First, we visited the National Air and Space Museum (on the Mall).  We walked by the White House.  At the Lincoln Memorial, we gazed at the majestic statue of Lincoln and then we stood at the spot where Martin Luther King gave his “I have a dream speech.  We touched the Vietnam War Memorial.  We really enjoyed the National Zoo, where we saw several giant pandas up close.  Such beautiful animals!  

Perhaps the most curious thing that happened occurred on a street near the zoo, however.  We spotted a man carrying a tray of Hostess products (Twinkies, Cupcakes, Suzy-Q’s) out of a 7-11 store toward his Hostess truck.  After we said hello to each other, he mentioned that he was removing these old Hostess products from the stores.  He explained that after the Twinkies, etc. reach their expiration date, he takes them away. 

“Where do you take them,” I asked.

“They are used as pig food,” he said. 

“Really?” I asked.

“Really,” he responded.  “They feed old Hostess products to pigs. 

“Really?” I again asked?  “For real?”  I wondered whether he was kidding us, but the man appeared to be speaking in earnest.  It wasn’t like he was just anyone making this claim.  He was wearing an official Hostess uniform and driving an official Hostess truck.

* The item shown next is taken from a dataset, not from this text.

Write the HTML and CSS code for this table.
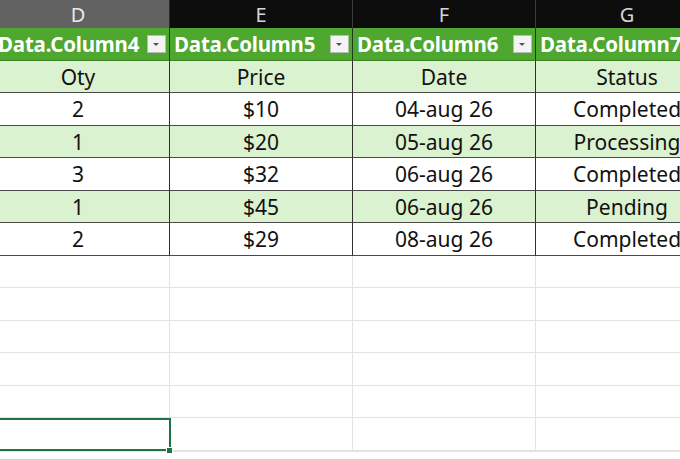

“Absolute truth,” he said.  The pig farmers come pick them up and take these to feed them to their pigs.  On several occasions I personally provided them to pig farmers”

He waved goodbye as my daughter and I walked into the 7-11 Store. 

It hadn’t been my intention before talking to the Hostess man, but . . . what the heck . . . my daughter and I emerged from the 7-11 to share one small pack of pig food.  I know it wasn’t healthy, but somehow it seemed like an opportunity to eat something exotic.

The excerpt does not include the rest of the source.